When Mary became a mother, she was on her own with her first baby because her husband was away a lot. It was difficult to travel down to the Central Library with the baby so, in the early 1950s, Mary returned to using a twopenny library in a newsagent’s shop at the bottom of her road. Both this and another she used were simply a couple of shelves full of novels but the stock must have changed regularly because she always found something to read in the evenings when she had ‘got the baby down’.

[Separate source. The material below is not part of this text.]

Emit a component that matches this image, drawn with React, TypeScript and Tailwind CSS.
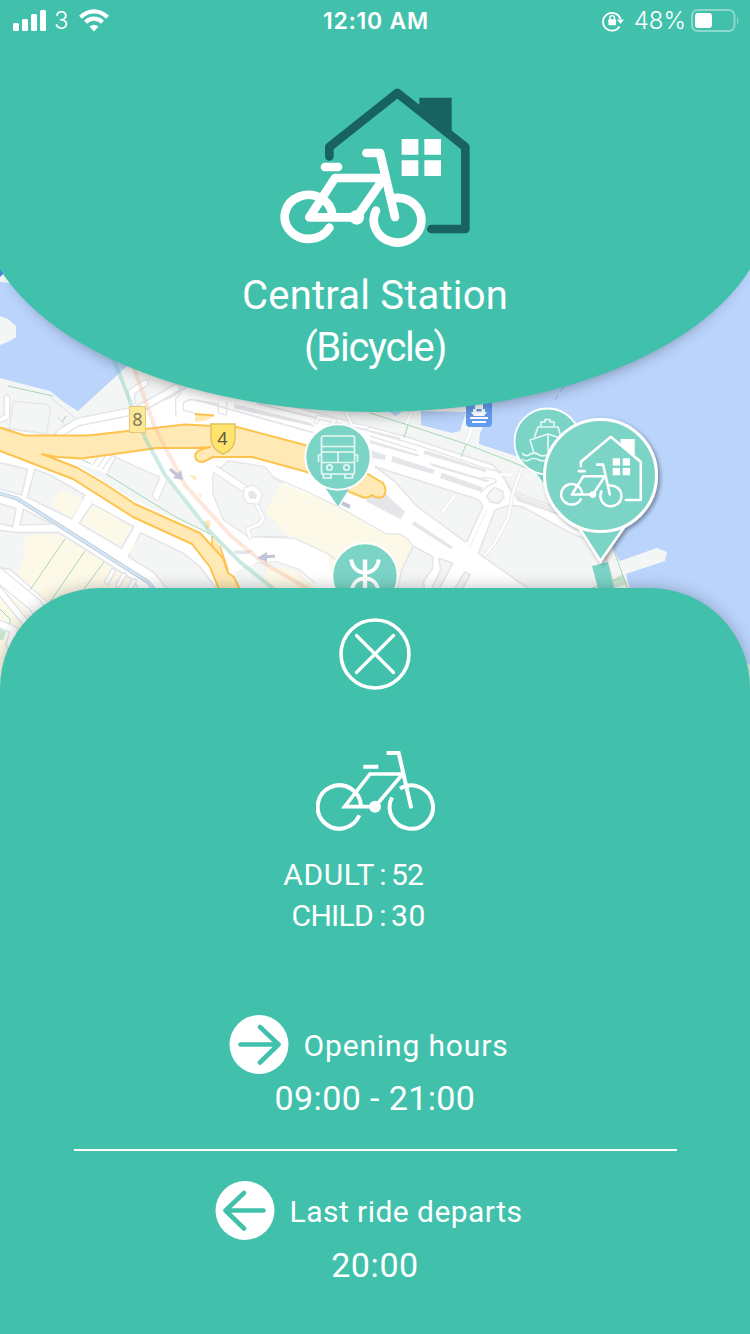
import React from "react";

const WHITE = "#ffffff";

function BikeHouse({ house, stroke }: { house: string; stroke: number }) {
  return (
    <g fill="none" strokeLinecap="round" strokeLinejoin="round" strokeWidth={stroke}>
      <path d="M568 82H665V192L568 112Z" fill={house} />
      <path d="M298 258V230L502 68L706 230V476H604" stroke={house} />
      <path
        d="M515 206h50v47h-50zM583 206h50v47h-50zM515 270h50v47h-50zM583 270h50v47h-50z"
        fill={WHITE}
      />
      <g stroke={WHITE}>
        <path d="M285 290H324" />
        <path d="M409 248H450L495 440" />
        <path d="M460 323H315L238 441H380L462 323" />
        <path d="M307 435A71.500 66 0 1 0 298 472" />
        <path d="M438 421A71.500 67 0 1 0 494 383" />
      </g>
      <circle cx="380" cy="441" r="22" fill={WHITE} />
    </g>
  );
}

function Roads({ items }: { items: [string, number][] }) {
  return (
    <g fill="none" strokeLinejoin="round" strokeLinecap="round">
      {items.map(([d, w], i) => (
        <path key={`e${i}`} d={d} stroke="#e5e6e9" strokeWidth={w + 3} />
      ))}
      {items.map(([d, w], i) => (
        <path key={`f${i}`} d={d} stroke="#ffffff" strokeWidth={w} />
      ))}
    </g>
  );
}

function WestDistrict() {
  return (
    <g transform="translate(0 360) scale(.33333)" strokeLinejoin="round">
      <g fill="#f4f6f6" stroke="#e5e6e9" strokeWidth="5">
        <path d="M-9 306L82 328L65 405L-9 385Z" />
        <path d="M105 328L150 345L254 405L215 477L82 412Z" />
        <path d="M-9 428L48 446L38 500L-9 488Z" />
        <path d="M70 448L155 492L60 495Z" />
        <path d="M277 432L402 500L364 565L238 490Z" />
        <path d="M422 518L550 580L600 620L660 700H510L465 640L385 590Z" />
        <path d="M-9 510L55 518L175 517L260 570L400 660L440 730L160 740L30 628L-9 622Z" />
      </g>
      <path
        d="M220 305L320 340L350 290L480 355L457 405Q462 425 475 420L500 362L625 520L520 475L400 420Z"
        fill="#f4f6f6"
      />
      <path
        d="M310 275L480 352L457 405Q462 425 475 420L500 362"
        fill="none"
        stroke="#e5e6e9"
        strokeWidth="4"
      />
      <path
        d="M276 316L300 285M292 322L316 288M306 328L334 290M322 338L348 290"
        fill="none"
        stroke="#e5e6e9"
        strokeWidth="4"
      />
      <g fill="#fdf9e8">
        <path d="M180 388L248 420L216 474L155 438Z" />
        <path d="M279 436L335 465L395 503L362 560L243 488Z" />
        <path d="M412 535L398 582L388 576Z" />
        <path d="M80 525L170 521L260 574L385 655L400 730L160 740L50 640L74 590L68 565Z" />
      </g>
      <g fill="none" stroke="#e5e6e9" strokeWidth="4">
        <path d="M40 124L140 133Q154 140 150 155L140 222L28 205Z" />
        <path d="M173 170L207 210L165 222M150 110L232 180" />
        <path d="M545 98L527 115V170M570 118L655 132V160L680 165V125M570 118L550 128V150L600 165" />
      </g>
    </g>
  );
}

function CentralDistrict() {
  return (
    <g transform="translate(200 390) scale(.33333)" strokeLinejoin="round">
      <path
        d="M85 213L195 230L220 262L250 280L195 365L265 440L145 440L70 390L38 310L38 255Z"
        fill="#f4f6f6"
        stroke="#e5e6e9"
        strokeWidth="4"
      />
      <path
        d="M245 278L415 350L560 432L600 432L625 450L640 470L605 540L620 610H400L385 495L285 445L258 436L195 365Z"
        fill="#fdf9e8"
      />
      <path
        d="M220 262L310 300L415 350L560 432L600 432L625 448L640 470M145 440L285 445L385 492L410 512M165 520L230 515L300 540L345 580"
        fill="none"
        stroke="#e5e6e9"
        strokeWidth="4"
      />
      <path d="M90 560L130 530L165 522L230 517L300 542L350 605H90Z" fill="#f4f6f6" />
      <path d="M205 530L290 542L360 605H205L190 565Z" fill="#fdf9e8" />
      <g fill="none" strokeLinecap="round">
        <path d="M50 240L140 300" stroke="#e5e6e9" strokeWidth="26" />
        <path d="M45 238L140 300" stroke="#fff" strokeWidth="18" />
        <path d="M168 340L190 385L180 402L142 416L150 442" stroke="#e5e6e9" strokeWidth="14" />
        <path d="M168 340L190 385L180 402L142 416L150 442" stroke="#fff" strokeWidth="8" />
        <path
          d="M140 300L160 294L178 312L172 334L148 332L138 318Z"
          fill="#e5e6e9"
          stroke="#e5e6e9"
          strokeWidth="20"
        />
        <path d="M140 300L160 294L178 312L172 334L148 332L138 318Z" stroke="#fff" strokeWidth="13" />
      </g>
      <path d="M100 482L160 480L145 492L108 492Z" fill="#e5e6e9" />
      <path d="M-10 30L340 128M170 40L600 145" fill="none" stroke="#e5e6e9" strokeWidth="5" />
      <path d="M105 42L330 98L345 110L100 55Z" fill="#e3e5e8" />
      <path d="M440 68L600 105L640 120L445 100Z" fill="#f4f6f6" />
      <path
        d="M348 96L355 82L405 92L385 112M440 68L455 105L500 112"
        fill="none"
        stroke="#e5e6e9"
        strokeWidth="14"
        strokeLinecap="round"
      />
      <path
        d="M348 96L355 82L405 92L385 112M440 68L455 105L500 112"
        fill="none"
        stroke="#fff"
        strokeWidth="8"
        strokeLinecap="round"
      />
    </g>
  );
}

function EastDistrict() {
  return (
    <g transform="translate(370 390) scale(.33333)" strokeLinejoin="round">
      <g fill="#f4f6f6" stroke="#e5e6e9" strokeWidth="5">
        <path d="M15 230L310 324Q335 330 338 350L292 452L285 455L140 348L75 275Z" />
        <path d="M375 360L410 348Q440 345 460 352L600 428L700 470L740 620H510L325 490Z" />
        <path d="M130 468L188 500L188 535L160 575L165 610H80L95 540Z" />
        <path d="M207 505L248 520L200 610H178L205 555L212 540Z" />
        <path d="M285 545L300 555L270 610H245Z" />
      </g>
      <g fill="#e5e6e9">
        <path d="M-15 300L45 310L105 365L92 388L-10 335Z" />
        <path d="M132 393L250 472L240 476L125 403Z" />
        <path d="M5 180L48 196L45 210L5 204Z" />
        <path d="M67 198L195 240L188 252L64 215Z" />
        <path d="M215 248L338 292L334 306L210 264Z" />
        <path d="M0 150L150 195L140 199L0 160ZM165 180L350 240L345 246L160 192Z" />
        <path d="M178 218L360 272L350 276L185 228Z" />
        <path d="M434 318L560 365L580 380L440 332Z" />
      </g>
      <g fill="none" stroke="#e5e6e9" strokeWidth="4">
        <path d="M0 125L150 168L350 236L395 246L405 268L430 305L560 352" />
        <path d="M0 138L140 182" />
        <path d="M335 262L372 266L380 275L350 290L330 310" />
        <path d="M350 360L300 470" strokeWidth="2" />
      </g>
      <path d="M372 292L397 303L402 322L385 340L360 336L350 318Z" fill="#f4f6f6" stroke="#e5e6e9" strokeWidth="5" />
      <g fill="none" strokeLinecap="round">
        <path d="M217 366L254 318" stroke="#e5e6e9" strokeWidth="12" />
        <path d="M217 366L254 318" stroke="#fff" strokeWidth="8" />
        <path d="M455 235L428 312L415 382L375 458L345 495" stroke="#e5e6e9" strokeWidth="12" />
        <path d="M455 235L428 312L415 382L375 458L345 495M392 254H422" stroke="#fff" strokeWidth="7" />
        <path d="M122 72L108 105M308 108L280 180" stroke="#e5e6e9" strokeWidth="13" />
        <path d="M122 72L108 105M308 108L280 180" stroke="#fff" strokeWidth="9" />
      </g>
    </g>
  );
}

function CityMap() {
  return (
    <svg
      className="absolute left-0 top-[250px] h-[450px] w-[750px]"
      viewBox="0 250 750 450"
      aria-hidden="true"
    >
      <defs>
        <filter id="pinShadow" x="-20%" y="-20%" width="140%" height="140%">
          <feDropShadow dx="2" dy="2" stdDeviation="2" floodOpacity="0.4" />
        </filter>
      </defs>
      <rect x="0" y="250" width="750" height="450" fill="#f4f6f6" />

      {/* harbour */}
      <g fill="#bad4fc">
        <path d="M0 282L10 283L130 362L126 367L78 411L65 403L50 391L42 389L0 378Z" />
        <path d="M750 250V665L690 640L628 590L620 562L613 548L600 500L560 470L513 455L479 444L480 433L483 427L500 380L600 320Z" />
        <path d="M421 411V425L452 433L460 431L466 412Z" />
        <path d="M389 411L395 416L402 412Z" />
      </g>
      <path d="M0 267V277L4 273Z" fill="#4d83e6" />
      <path d="M0 316L8 319L16 326V337L10 341L0 345Z" fill="#f4f6f6" />
      <path d="M617 562L657 548L667 552L665 561L626 574L630 590H612Z" fill="#f4f6f6" />
      <path d="M750 665L744 664L750 690Z" fill="#e4ece8" />
      <path d="M555 400L566 383" stroke="#8fb0ef" strokeDasharray="6 4" />

      {/* trunk corridor */}
      <path
        d="M-5 427L53 435L77 420L130 410L170 398L190 385L250 395L370 427L407 437L493 465L505 480L512 494L570 515L600 540L620 600V700H-5Z"
        fill="#ffffff"
        stroke="#e5e6e9"
        strokeWidth="1.500"
      />
      <WestDistrict />
      <CentralDistrict />
      <EastDistrict />
      <path d="M0 590L20 603L50 640L0 690Z" fill="#fdf9e8" />
      <path d="M0 628L6 632L3 640H0Z" fill="#c8e8d0" />
      <path d="M612 580L623 574L627 584L614 588Z" fill="#cfe6d2" />
      <Roads
        items={[
          ["M-3 421L7 417V398", 4],
          ["M145 383L131 392L132 404L138 414", 5],
          ["M60 433L78 422L138 410L176 388", 6],
          ["M107 582L113 571M118 585L124 575M130 588L134 581", 3],
          ["M-5 572L35 605L52 628L30 650", 12],
          ["M-5 585L25 622", 5],
          ["M-5 622L14 630L10 645", 6],
        ]}
      />

      {/* expressway */}
      <g fill="#ffe9b5" stroke="#fec34d" strokeWidth="2" strokeLinejoin="round">
        <path d="M195 414L214 415.500L207 420L195 422Z" stroke="none" />
        <path d="M195 414L214 415.500" />
        <path d="M240 432L275 436L297 443Z" stroke="none" />
        <path d="M204 521L209 520L211 525L207 530Z" stroke="none" />
        <path d="M212 536V548L228 570L220 546" strokeWidth="1.500" />
        <path d="M189 475L196 476V481ZM198 493l3 5v-4z" stroke="none" />
        <path d="M-5 426L25 435.500H88L185 424.500L213 426L237 427L305 445L368 474L383 483Q388 491 383 497Q376 499 372 495Q368 499 362 497L350 492L307 472L252 457H213L203 462Q195 462 195 455Q196 450 210 447L193 448L157 448L82 458.500L57 457L42 454L78 468L105 484L135 504L200 533L223 558L228 573L234 577L241 592H220L210 567L192 544L133 517L73 479L-5 449Z" />
      </g>

      {/* transit lines */}
      <g fill="none">
        <path d="M-5 492L17 498.500L148 582L156 592" stroke="#b9c9da" strokeWidth="4" />
        <path d="M-5 492L17 498.500L148 582L156 592" stroke="#d3e5f3" strokeWidth="2.500" />
        <path d="M113 358L145 438L165 475L210 532L240 562L275 590" stroke="#78c8b8" strokeOpacity="0.38" strokeWidth="4" />
        <path d="M134 368L155 428L185 485L230 535L262 562L310 590" stroke="#f5b48c" strokeOpacity="0.32" strokeWidth="4" />
        <g stroke="#a6d8b6" strokeWidth="1">
          <path d="M8 386L53 396M62 422L66 416M83 460L91 464M106 474L174 516L210 534M30 590L65 539M50 602L85 551M84 589L104 562M0 609L10 619V624" />
          <path d="M370 413L408 425L466 444L540 473M408 425L404 438M466 444L461 457M613 548L628 590M592 588L622 578" />
        </g>
      </g>
      <g stroke="#c3c3da" strokeWidth="3" fill="#c3c3da">
        <path d="M170 469L178 476" />
        <path d="M183 480L173 478L181 470Z" stroke="none" />
        <path d="M275 556L264 557" />
        <path d="M257 558L267 552V562Z" stroke="none" />
        <path d="M342 503L350 507" strokeWidth="4" />
      </g>

      {/* route shields */}
      <rect x="129.500" y="406.500" width="16" height="26" fill="#fde895" stroke="#e2c878" />
      <text x="137.500" y="426" textAnchor="middle" fontSize="18" fill="#7d795f" fontFamily="'Noto Sans', sans-serif">8</text>
      <path d="M211 424H235V438Q235 449 223 454Q211 449 211 438Z" fill="#ffe46e" stroke="#dfc260" strokeWidth="1.500" />
      <text x="222.500" y="445" textAnchor="middle" fontSize="18" fill="#5e5a48" fontFamily="'Noto Sans', sans-serif">4</text>

      {/* pier badge */}
      <rect x="466" y="400" width="26" height="27" rx="4" fill="#639bee" />
      <path d="M475 404H483V409H485V412H487L484 416H474L471 412H473V409H475ZM470 417H488V419H470ZM472 421H486V423H472Z" fill="#fff" />
      <path d="M476.500 409h5v2.500h-5z" fill="#639bee" />

      {/* bus pin */}
      <path d="M325 488H350L338 507Z" fill="#7cd4c6" stroke="#fff" strokeOpacity="0.7" />
      <circle cx="338" cy="457" r="32.700" fill="#7cd4c6" stroke="#fff" strokeWidth="2" />
      <g fill="none" stroke="#e6f7f4" strokeWidth="1.700">
        <rect x="321.500" y="436" width="33" height="38" rx="2" />
        <path d="M321.500 446.500H354.500M321.500 452H354.500M321.500 462.500H354.500M338 452V462.500" />
        <path d="M321.500 455H318.500V462M354.500 455H357.500V462" />
        <circle cx="329.500" cy="467.500" r="2.700" />
        <circle cx="346.500" cy="467.500" r="2.700" />
        <path d="M323.500 474V478H331V474M345 474V478H352.500V474" />
      </g>

      {/* metro pin */}
      <circle cx="365" cy="576" r="32.700" fill="#7cd4c6" stroke="#fff" strokeWidth="2" />
      <g fill="none" stroke="#fff" strokeWidth="3.800">
        <path d="M351.200 559.500C352 567 357 572.500 365 572.500C373 572.500 378 567 378.800 559.500" />
        <path d="M351.200 593C352 584 357 578.500 365 578.500C373 578.500 378 584 378.800 593" />
        <path d="M365 559.500V600" strokeWidth="4.400" />
      </g>

      {/* ferry pin */}
      <path d="M534 471L548 490L560 471Z" fill="#7cd4c6" stroke="#fff" />
      <circle cx="547.500" cy="441.500" r="33" fill="#7cd4c6" stroke="#fff" strokeWidth="1.800" />
      <g fill="none" stroke="#e6f7f4" strokeWidth="1.700" strokeLinejoin="round">
        <path d="M541 426V422H545V419.500H550V422H554V426" />
        <path d="M534.500 437L538 427H558L561 437M534 453L530 440L548 434L566 440L562 453M548 434V454" />
        <path d="M522 453Q525 457 529 455Q534 451 539 455Q544 457 549 454L558 455M522 459Q525 462 529 460Q534 457 539 460Q544 462 549 459L556 460" />
      </g>

      {/* selected pin */}
      <path d="M592 566L608 562L615 592H599Z" fill="#7cd4c6" />
      <g filter="url(#pinShadow)">
        <path d="M578 526L600.500 561L625 526Z" fill="#7cd4c6" stroke="#fff" strokeWidth="2.500" />
        <circle cx="600.500" cy="475.500" r="56" fill="#7cd4c6" stroke="#fff" strokeWidth="3" />
      </g>
      <g transform="translate(537 426.200) scale(.147 .155)">
        <BikeHouse house="#ffffff" stroke={17} />
      </g>
    </svg>
  );
}

function StatusBar() {
  return (
    <div className="grid h-10 w-[750px] grid-cols-[1fr_auto_1fr] items-center pl-[13px] pr-[11px] font-['Inter',sans-serif] text-[24px] leading-10 text-white">
      <div className="flex items-center">
        <svg className="h-6 w-[34px]" viewBox="0 0 34 24" fill="#fff">
          <rect x="0" y="14" width="6" height="8" rx="1.500" />
          <rect x="9" y="10" width="6" height="12" rx="1.500" />
          <rect x="18" y="5" width="6" height="17" rx="1.500" />
          <rect x="27" y="1" width="6" height="21" rx="1.500" />
        </svg>
        <span className="ml-[7px] mt-px w-[25px] font-light">3</span>
        <svg className="h-[23px] w-[30px]" viewBox="0 0 30 23">
          <g fill="none" stroke="#fff" strokeWidth="4.200">
            <path d="M1.500 8.200Q7.500 2.300 15 2.300T28.500 8.200" />
            <path d="M6.500 13.200Q10.300 9.700 15 9.700T23.500 13.200" />
          </g>
          <path d="M10.500 17.500Q15 14 19.500 17.500L15 22.500Z" fill="#fff" />
        </svg>
      </div>
      <span className="mt-px text-[23px] font-semibold tracking-[0.75px]">12:10 AM</span>
      <div className="flex items-center justify-end">
        <svg className="mr-[10px] h-[22px] w-[22px]" viewBox="0 0 22 22">
          <path d="M17.500 16.500A8.900 8.900 0 1 1 18.400 9" fill="none" stroke="#fff" strokeWidth="1.800" />
          <path d="M15 9.500H22L18.500 14Z" fill="#fff" />
          <rect x="6.300" y="9.300" width="7.800" height="6" rx="1" fill="#fff" />
          <path d="M7.900 10V7.800a2.300 2.300 0 0 1 4.600 0V10" fill="none" stroke="#fff" strokeWidth="1.400" />
        </svg>
        <span className="mr-[5px] mt-px font-light">48%</span>
        <svg className="h-6 w-12" viewBox="0 0 48 24">
          <rect x="1" y="1" width="42.500" height="21" rx="5.500" fill="none" stroke="#fff" strokeOpacity="0.4" strokeWidth="2" />
          <rect x="4" y="4" width="17" height="15" rx="3" fill="#fff" />
          <path d="M46 8.500Q49 12 46 15.500Z" fill="#fff" fillOpacity="0.4" />
        </svg>
      </div>
    </div>
  );
}

function BikeIcon() {
  return (
    <svg className="h-[82px] w-[120px]" viewBox="138 449 360 246">
      <g fill="none" stroke="#fff" strokeWidth="12">
        <path d="M280 502H325M350 461H386L424 627" />
        <path d="M400 524H300L224 622H315L398 524" strokeWidth="11" />
        <path d="M273 620A65 65 0 1 0 268 648" />
        <path d="M366 594A65 65 0 1 0 390 568" />
      </g>
      <circle cx="315" cy="622" r="18" fill="#fff" />
    </svg>
  );
}

function ArrowBadge({ flip = false }: { flip?: boolean }) {
  return (
    <svg className={flip ? "h-[60px] w-[60px] -scale-x-100" : "h-[60px] w-[60px]"} viewBox="0 0 60 60">
      <circle cx="30" cy="29.500" r="29.500" fill="#fff" />
      <path
        d="M11.500 29.500H49.500M31 12L49.500 29.500L31 47.500"
        fill="none"
        stroke="#41c1ac"
        strokeWidth="4.600"
        strokeLinecap="round"
        strokeLinejoin="round"
      />
    </svg>
  );
}

export default function App() {
  return (
    <div className="relative flex h-[1334px] w-[750px] flex-col overflow-hidden bg-[#f4f6f6] font-['Roboto',sans-serif] text-white">
      <CityMap />
      <header className="relative -ml-[19px] flex h-[412px] w-[788px] flex-col items-center rounded-b-[50%] bg-[#41c1ac] shadow-[0_20px_16px_-20px_rgba(0,0,0,0.4)]">
        <StatusBar />
        <svg className="mt-[47px] h-[162px] w-[190px]" viewBox="150 50 570 486">
          <BikeHouse house="#18625f" stroke={26} />
        </svg>
        <h1 className="mt-[21px] flex flex-col items-center text-[40px] font-normal leading-[52px]">
          <span className="tracking-[0.2px]">Central Station</span>
          <span className="tracking-[-1.3px]">(Bicycle)</span>
        </h1>
      </header>

      <main className="relative mt-[176px] flex h-[746px] flex-col items-center rounded-t-[100px] bg-[#41c1ac] pt-[30px] shadow-[0_0_16px_rgba(0,0,0,0.25)]">
        <button aria-label="Close" className="h-[72px] w-[72px]">
          <svg viewBox="0 0 72 72" fill="none" stroke="#fff">
            <circle cx="36" cy="36" r="34" strokeWidth="3.600" />
            <path d="M17.500 17.500L54.500 54.500M54.500 17.500L17.500 54.500" strokeWidth="3.200" strokeLinecap="round" />
          </svg>
        </button>
        <div className="mt-[59px] h-[82px] pl-[2px]">
          <BikeIcon />
        </div>
        <dl className="mt-[23px] grid w-full grid-cols-[375px_16px_1fr] text-[30px] font-normal leading-[41px]">
          <dt className="text-right tracking-[0.6px]">ADULT</dt>
          <span className="text-center">:</span>
          <dd className="tracking-[-0.8px]">52</dd>
          <dt className="pr-[2px] text-right tracking-[-0.7px]">CHILD</dt>
          <span className="text-center">:</span>
          <dd className="tracking-[0.6px]">30</dd>
        </dl>
        <section className="mt-[79px] flex flex-col items-center">
          <div className="-ml-[13px] flex h-[60px] items-center">
            <ArrowBadge />
            <span className="ml-[15px] text-[30px] font-normal tracking-[0.85px]">Opening hours</span>
          </div>
          <p className="text-[34px] font-normal leading-[46px] tracking-[0.4px]">
            09:00 - 21:00
          </p>
        </section>
        <hr className="mt-[28px] w-[603px] border-t-2 border-white" />
        <section className="mt-[30px] flex flex-col items-center">
          <div className="-ml-[13px] flex h-[60px] items-center">
            <ArrowBadge flip />
            <span className="ml-[15px] text-[30px] font-normal tracking-[0.45px]">Last ride departs</span>
          </div>
          <p className="text-[34px] font-normal leading-[48px] tracking-[0.6px]">20:00</p>
        </section>
      </main>
    </div>
  );
}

She was quite discriminating about the degrees of seriousness she would go for. She was absorbed by Jack London’s White Fang and The Call of the Wild but was never attracted to adventure books. Though John Braine was depressing ,his books were well written. She never developed a taste for ‘Galsworthy – the heavier ones’. She definitely ruled out ‘these great novels where it starts with, “She’s the kitchen maid, terrible hard life…” You know very well she is going to marry the Lord of the Manor!’
While Mary is enthusiastic about the authors she loves, like P G Wodehouse, she is absolute in her condemnations too.
I did not [with emphasis] like American books. I still don’t. I think it is the language. . . . It’s not so much the swearing, it’s the style.
Mary shared a love of reading with her husband but when the children were small, it was the cinema that was the greatest treat. It was a pleasure they shared but not in each other’s company.
Well when we lived down Carter Knowle Road, I mustn’t keep you but when Andrew was a baby I would get him washed or whatever and then run all the way to the Abbeydale and watch the first house and run all the way back and then David would have got Andrew to bed and then he would go to the second house.
Mary is clearly open to any suggestion about what she might read. She described the taste that her husband had for Dickens and asked Sue whether or not we had found that Dickens is more of a man’s book.
Sue: I do like Dickens. He is my favourite.
Mary: Do you really? I should have given him a go, shouldn’t I? Given him a go. I think it is a bit too late now.